Some people fetishise them, others abhor them. The more I look at mine, the odder they seem. Is that all I have holding me up? Upon close examination they look wholly inadequate. Too long and narrow to provide ballast – surely a better design would have been a broader base, like duck feet or snowshoes. Yet they work. And besides, you couldn’t fit duck feet into a pair of Louboutins. Having said that, we shouldn’t be contorting our feet into shoes that are more like instruments of torture than something to protect the part of our body that propels, roots, bounces us, and provides us with self-esteem: walk tall, stand tall, rise up on your own two feet.

I have a friend who was gifted a DNA testing kit two Christmases ago and only got round to doing it lately. Turns out she is an unglamorous soup of Irish, English and Scottish (potato and leek with half an ale on the side). Additional notes provided by the DNA analysis told her she couldn’t hold a tune and had a propensity for bunions. ‘And I bloody well do have bunions,’ she said, crestfallen by the whole thing. ‘Didn’t need them to remind me.’ When I was a child, I remember being fascinated by particular old ladies’ feet, the ones with strange knobbles protruding from sensible shoes. I asked and was told they were bunions. I assumed – because of the close rhyme and the shape – they had something to do with onions. I imagined the old women had eaten pickled pearl onions that had then bypassed the digestion process and slipped down into their feet to be lodged there in an onion-bunion. I vowed never to eat pickled onions, a decision that, so far, has served my feet well.

It was after this brief bunion chat that I opened a conversation in the bath with my own feet. Gave them a quick rub with a pumice and asked them how they were doing. They told me they were ok, that they were wintering out, and they were a bit tired of the season. They spoke of their wish to see more sun, soil, sand. ‘It starts and ends with us, you know,’ they said to me. I have wise old feet. I rubbed them a bit more and thanked them for the walking and running and Bat-Out-Of-Hell dancing, for the kicking and pushing and bouncing. Christy Brown could paint with his – I told them – and my two-year-old nephew uses his as a pretend mobile phone, he can hold a foot to his ear and speak into it. The more I looked at mine, the more I realised how much I under-rate and take for granted the most amazing things.

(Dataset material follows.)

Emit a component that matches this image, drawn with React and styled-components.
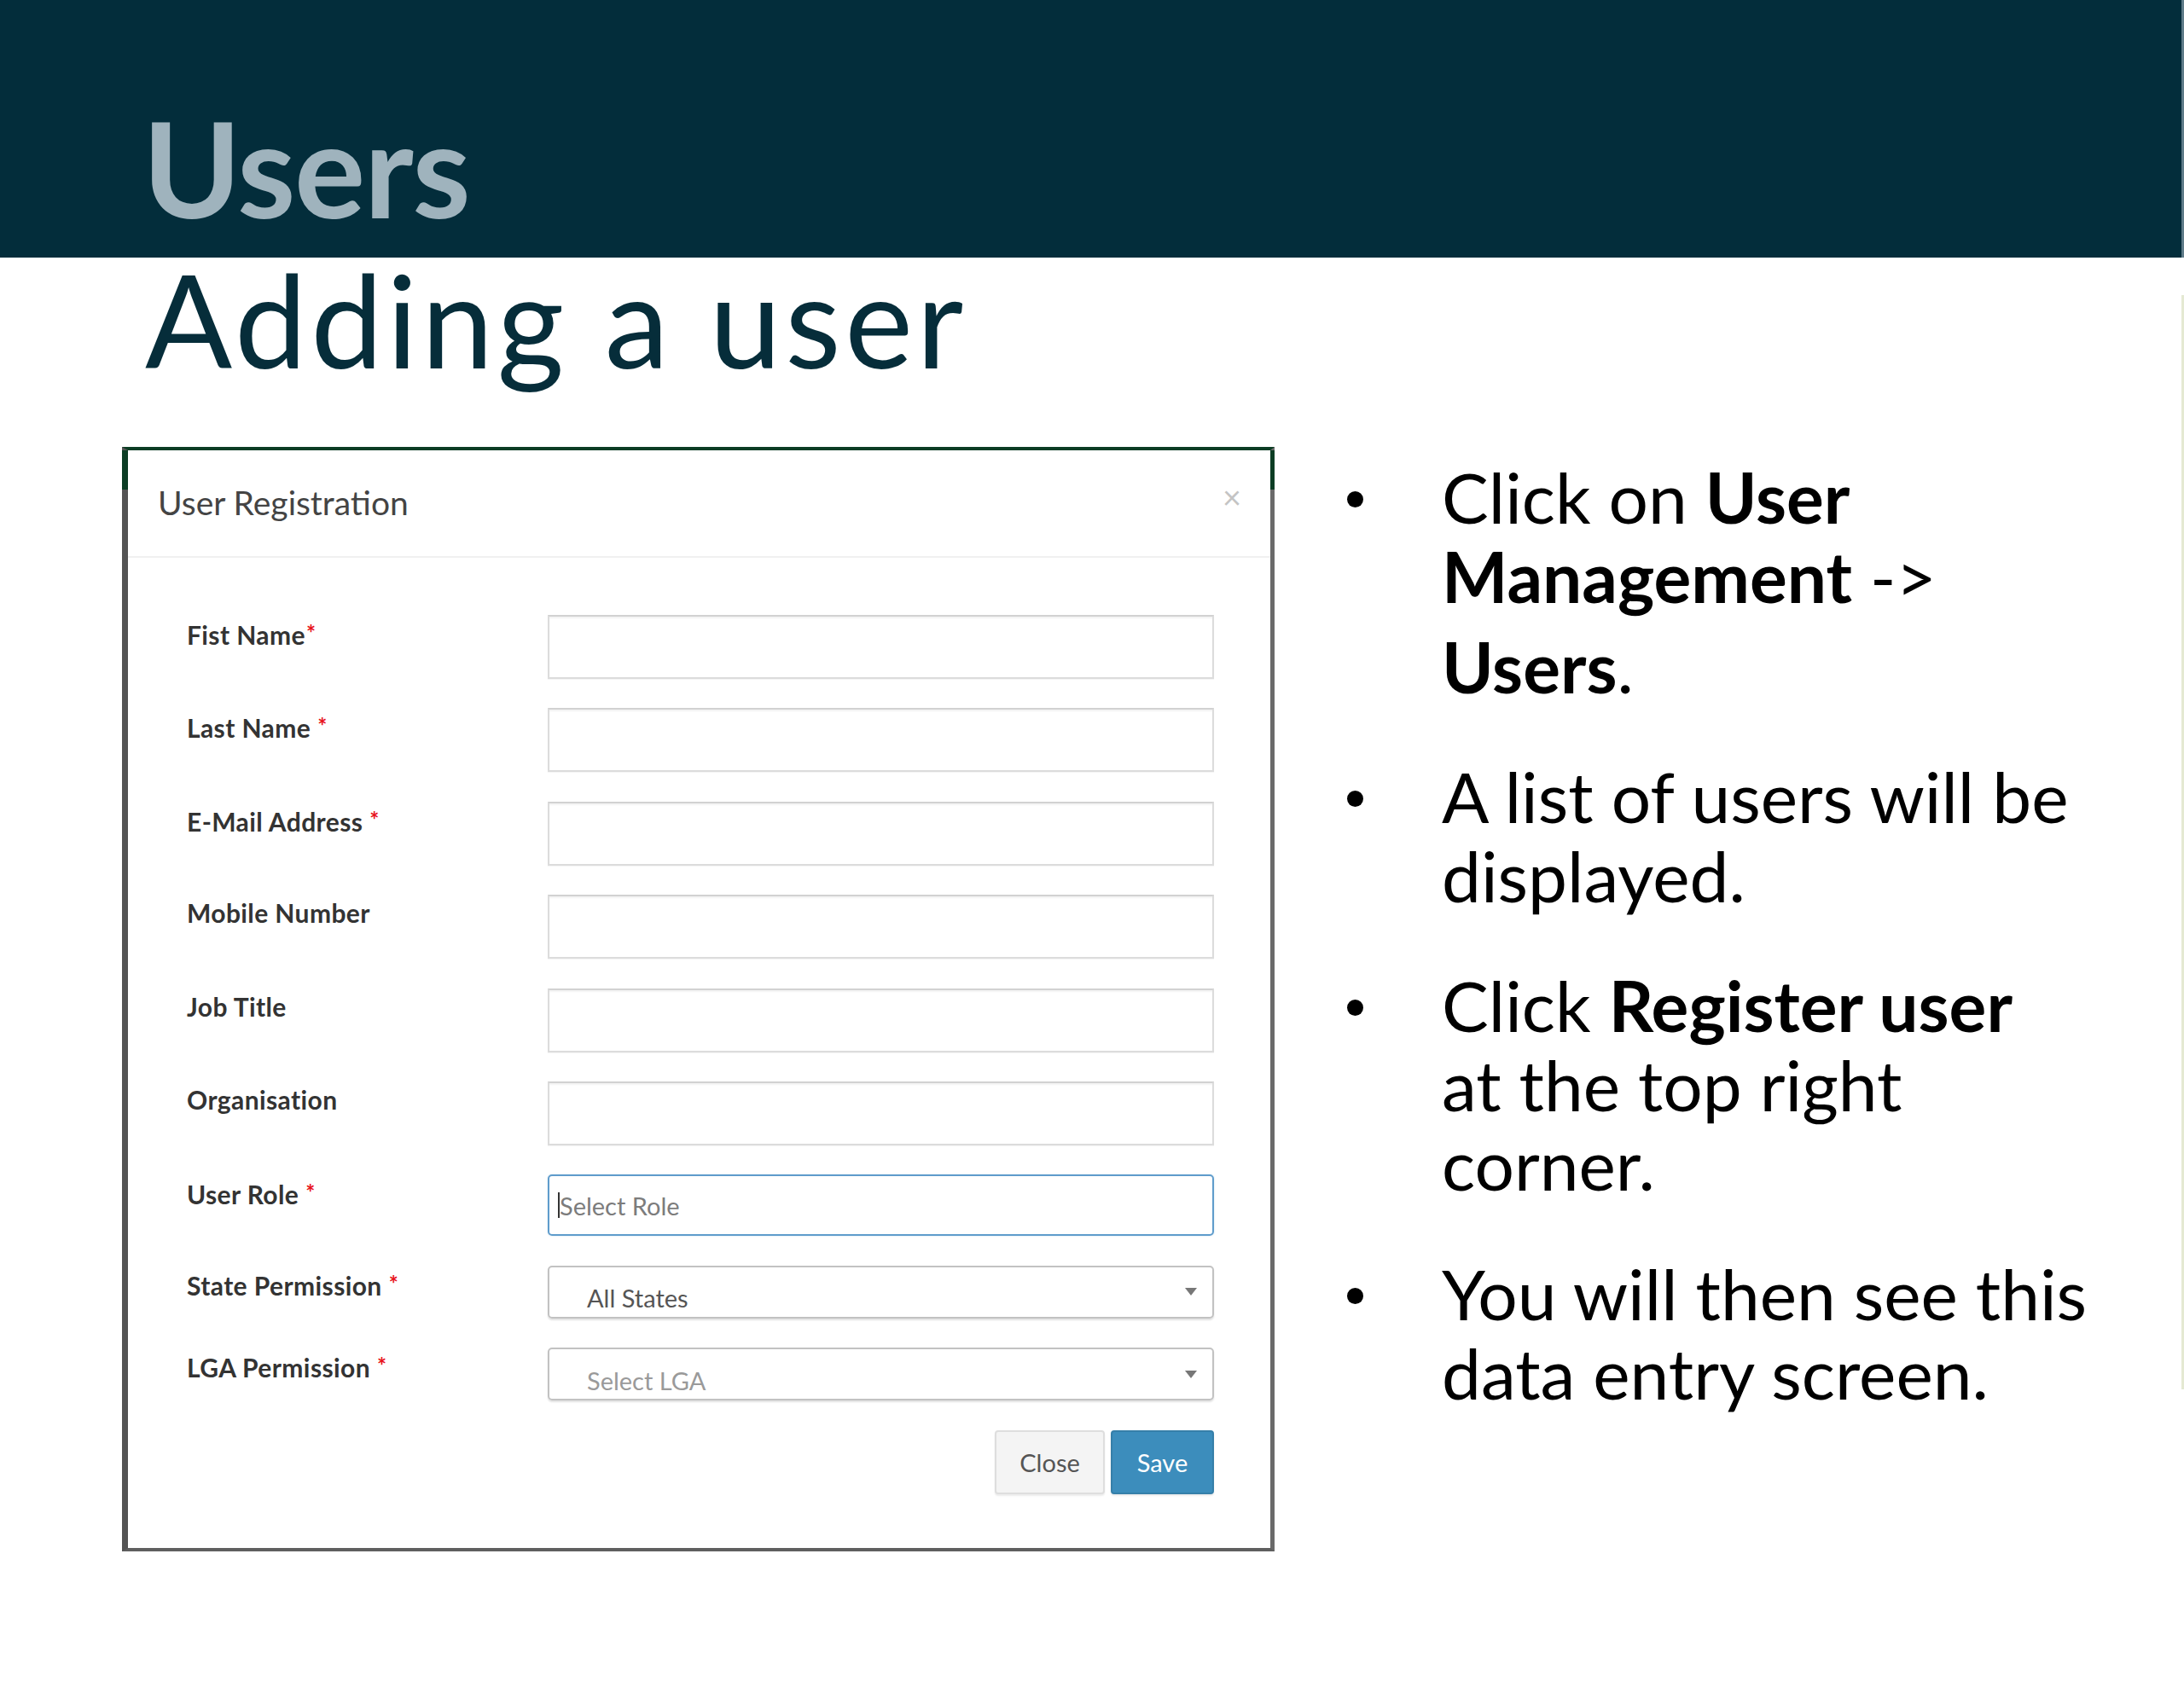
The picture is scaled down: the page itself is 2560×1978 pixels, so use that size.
import React from "react";
import styled, { createGlobalStyle } from "styled-components";

const GlobalStyle = createGlobalStyle`
  html, body { margin: 0; padding: 0; background: #ffffff; }
  body { width: 2560px; height: 1978px; overflow: hidden; }
  * { box-sizing: border-box; }
`;

const Page = styled.div`
  display: flex;
  width: 2560px;
  height: 1978px;
  background: #ffffff;
  font-family: Lato, "Noto Sans", sans-serif;
`;

const Slide = styled.div`
  flex: 1;
  display: flex;
  flex-direction: column;
`;

const Edge = styled.div`
  width: 3px;
  display: flex;
  flex-direction: column;
`;

const EdgeTop = styled.div`
  height: 302px;
  background: #5e7b88;
`;

const EdgeLine = styled.div`
  margin-top: 44px;
  height: 1283px;
  background: #e4e9d2;
`;

const Banner = styled.header`
  height: 302px;
  background: #032d3b;
  padding: 118px 0 0 167px;
`;

const BannerTitle = styled.h1`
  margin: 0;
  font-family: Lato, sans-serif;
  font-weight: 700;
  font-size: 156px;
  line-height: 156px;
  color: #9fb3bd;
  letter-spacing: -1.5px;
`;

const Subtitle = styled.h2`
  margin: 2px 0 0 170px;
  font-family: Lato, sans-serif;
  font-weight: 400;
  font-size: 151px;
  line-height: 140px;
  color: #062d3a;
  letter-spacing: 4.5px;
`;

const Content = styled.div`
  display: flex;
  align-items: flex-start;
  margin-top: 80px;
  padding-left: 143px;
`;

/* ---------- Modal ---------- */

const Modal = styled.section`
  position: relative;
  width: 1351px;
  height: 1295px;
  border-top: 4px solid #0c3d24;
  border-left: 7px solid #545454;
  border-right: 5px solid #6a6a6a;
  border-bottom: 4px solid #5f5f5f;
  background: #ffffff;
  display: flex;
  flex-direction: column;
  font-family: Lato, "Noto Sans", sans-serif;

  &::before,
  &::after {
    content: "";
    position: absolute;
    top: 0;
    height: 46px;
    background: #0c3d24;
  }
  &::before { left: -7px; width: 7px; }
  &::after { right: -5px; width: 5px; }
`;

const ModalHeader = styled.div`
  height: 126px;
  border-bottom: 2px solid #f0f0f0;
  display: flex;
  justify-content: space-between;
  align-items: flex-start;
  padding: 38px 34px 0 35px;
`;

const ModalTitle = styled.div`
  font-size: 39px;
  line-height: 47px;
  font-weight: 400;
  color: #444;
`;

const CloseX = styled.span`
  margin-top: -3px;
  font-size: 38px;
  line-height: 38px;
  color: #c4c4c4;
  font-weight: 400;
`;

const ModalBody = styled.div`
  display: grid;
  grid-template-columns: 423px 781px;
  row-gap: 34.4px;
  padding: 67px 65px 0 69px;
  align-items: start;
`;

const Label = styled.div`
  font-size: 30px;
  line-height: 34px;
  font-weight: 700;
  letter-spacing: 0.4px;
  color: #333;
  padding-top: 4px;
  white-space: nowrap;
`;

const Req = styled.span`
  color: #e8141c;
  font-size: 26px;
  font-weight: 700;
  vertical-align: 4px;
  margin-left: ${(p) => (p.$tight ? "1px" : "8px")};
`;

const TextInput = styled.div`
  height: 75px;
  border: 2px solid #dcdcdc;
  border-top-color: #d2d2d2;
  box-shadow: inset 0 2px 2px rgba(0, 0, 0, 0.05), 0 1px 1px rgba(0, 0, 0, 0.04);
  background: #fff;
`;

const FocusInput = styled.div`
  height: 72px;
  border: 2px solid #5f9ccc;
  border-radius: 5px;
  display: flex;
  align-items: center;
  padding-left: 10px;
  font-size: 29px;
  color: #7c7c7c;
  box-shadow: 0 0 2px rgba(60, 141, 188, 0.3);
`;

const Caret = styled.span`
  width: 2px;
  height: 30px;
  background: #333;
`;

const SelectBox = styled.div`
  height: 62px;
  border: 2px solid #c2c2c2;
  border-radius: 5px;
  box-shadow: 0 2px 2px rgba(0, 0, 0, 0.12);
  display: flex;
  align-items: center;
  justify-content: space-between;
  padding: 14px 18px 0 44px;
  font-size: 29px;
  color: ${(p) => (p.$placeholder ? "#9a9a9a" : "#555")};
`;

const Arrow = styled.span`
  width: 0;
  height: 0;
  border-left: 7px solid transparent;
  border-right: 7px solid transparent;
  border-top: 9px solid #777;
  margin-top: -14px;
`;

const Actions = styled.div`
  grid-column: 2;
  display: flex;
  justify-content: flex-end;
  gap: 7px;
`;

const Button = styled.div`
  height: 75px;
  width: ${(p) => p.$w}px;
  border-radius: 4px;
  display: flex;
  align-items: center;
  justify-content: center;
  font-size: 29px;
  background: ${(p) => (p.$primary ? "#3c8dbc" : "#f4f4f4")};
  border: 2px solid ${(p) => (p.$primary ? "#367fa9" : "#dedede")};
  color: ${(p) => (p.$primary ? "#ffffff" : "#555")};
  box-shadow: 0 2px 2px rgba(0, 0, 0, 0.08);
`;

/* ---------- Bullets ---------- */

const Notes = styled.ul`
  list-style: none;
  margin: 12px 0 0 85px;
  padding: 0;
  display: flex;
  flex-direction: column;
  gap: 59px;
`;

const Note = styled.li`
  display: flex;
  align-items: flex-start;
`;

const Dot = styled.span`
  flex: none;
  width: 19px;
  height: 19px;
  border-radius: 50%;
  background: #000;
  margin-top: 40px;
  margin-right: 92px;
`;

const NoteText = styled.p`
  margin: 0;
  font-family: Lato, sans-serif;
  font-size: 82px;
  color: #000;
  white-space: nowrap;
  b { font-weight: 700; }
`;

const NoteLine = styled.span`
  display: block;
  line-height: 93px;
  margin-top: ${(p) => p.$shift || 0}px;
`;

const fields = [
  { label: "Fist Name", req: "tight" },
  { label: "Last Name", req: "yes" },
  { label: "E-Mail Address", req: "yes" },
  { label: "Mobile Number" },
  { label: "Job Title" },
  { label: "Organisation" },
];

function FieldLabel({ text, req }) {
  return (
    <Label>
      {text}
      {req && <Req $tight={req === "tight"}>*</Req>}
    </Label>
  );
}

export default function App() {
  return (
    <>
      <GlobalStyle />
      <Page>
        <Slide>
          <Banner>
            <BannerTitle>Users</BannerTitle>
          </Banner>
          <Subtitle>Adding a user</Subtitle>
          <Content>
            <Modal>
              <ModalHeader>
                <ModalTitle>User Registration</ModalTitle>
                <CloseX>×</CloseX>
              </ModalHeader>
              <ModalBody>
                {fields.map((f) => (
                  <React.Fragment key={f.label}>
                    <FieldLabel text={f.label} req={f.req} />
                    <TextInput />
                  </React.Fragment>
                ))}
                <FieldLabel text="User Role" req="yes" />
                <FocusInput>
                  <Caret />
                  Select Role
                </FocusInput>
                <FieldLabel text="State Permission" req="yes" />
                <SelectBox>
                  All States
                  <Arrow />
                </SelectBox>
                <FieldLabel text="LGA Permission" req="yes" />
                <SelectBox $placeholder>
                  Select LGA
                  <Arrow />
                </SelectBox>
                <Actions>
                  <Button $w={129}>Close</Button>
                  <Button $w={121} $primary>Save</Button>
                </Actions>
              </ModalBody>
            </Modal>
            <Notes>
              <Note>
                <Dot />
                <NoteText>
                  <NoteLine>Click on <b>User</b></NoteLine>
                  <NoteLine><b>Management</b> -&gt;</NoteLine>
                  <NoteLine $shift={13}><b>Users</b>.</NoteLine>
                </NoteText>
              </Note>
              <Note>
                <Dot />
                <NoteText>
                  <NoteLine>A list of users will be</NoteLine>
                  <NoteLine>displayed.</NoteLine>
                </NoteText>
              </Note>
              <Note>
                <Dot />
                <NoteText>
                  <NoteLine>Click <b>Register user</b></NoteLine>
                  <NoteLine>at the top right</NoteLine>
                  <NoteLine>corner.</NoteLine>
                </NoteText>
              </Note>
              <Note>
                <Dot />
                <NoteText>
                  <NoteLine>You will then see this</NoteLine>
                  <NoteLine>data entry screen.</NoteLine>
                </NoteText>
              </Note>
            </Notes>
          </Content>
        </Slide>
        <Edge>
          <EdgeTop />
          <EdgeLine />
        </Edge>
      </Page>
    </>
  );
}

After the bath I slathered them with hand cream put my socks (so I didn’t slip), and stood up on my tip toes to make them all crack. Ten pathetic little bony appendages can hold me upright, it’s amazing. I did my one-foot balances, and that thing where I try to separate my toes (too hard for me). I wouldn’t call myself dexterous, yet my feet manage incredible tasks, day in day out. No wonder it takes babies a year to master their use as a hold-me-upright tool and not simply something to chew on. My Pilates teacher tells me to watch TV or to sit at my computer in bare feet so I can roll my soles over the spikey ball and massage all pressure points. I’m trying to do it right now but realise I can’t type and roll a ball under my feet at the same time – so much for dexterity. The spikey ball is bigger and softer than a tennis ball and (this takes a little getting used to) is studded with little plastic pyramid spikes – think of Sid Vicious’s leather jacket. The pressure of it against the sole of my foot provides a satisfying discomfort, similar to walking across a stony beach in bare feet for the first time in the summer before my soles have acclimatised, each step accompanied by an ‘ouch, ouch, ouch’ refrain. These winter feet are looking forward to that shoeless, summer day of liberation.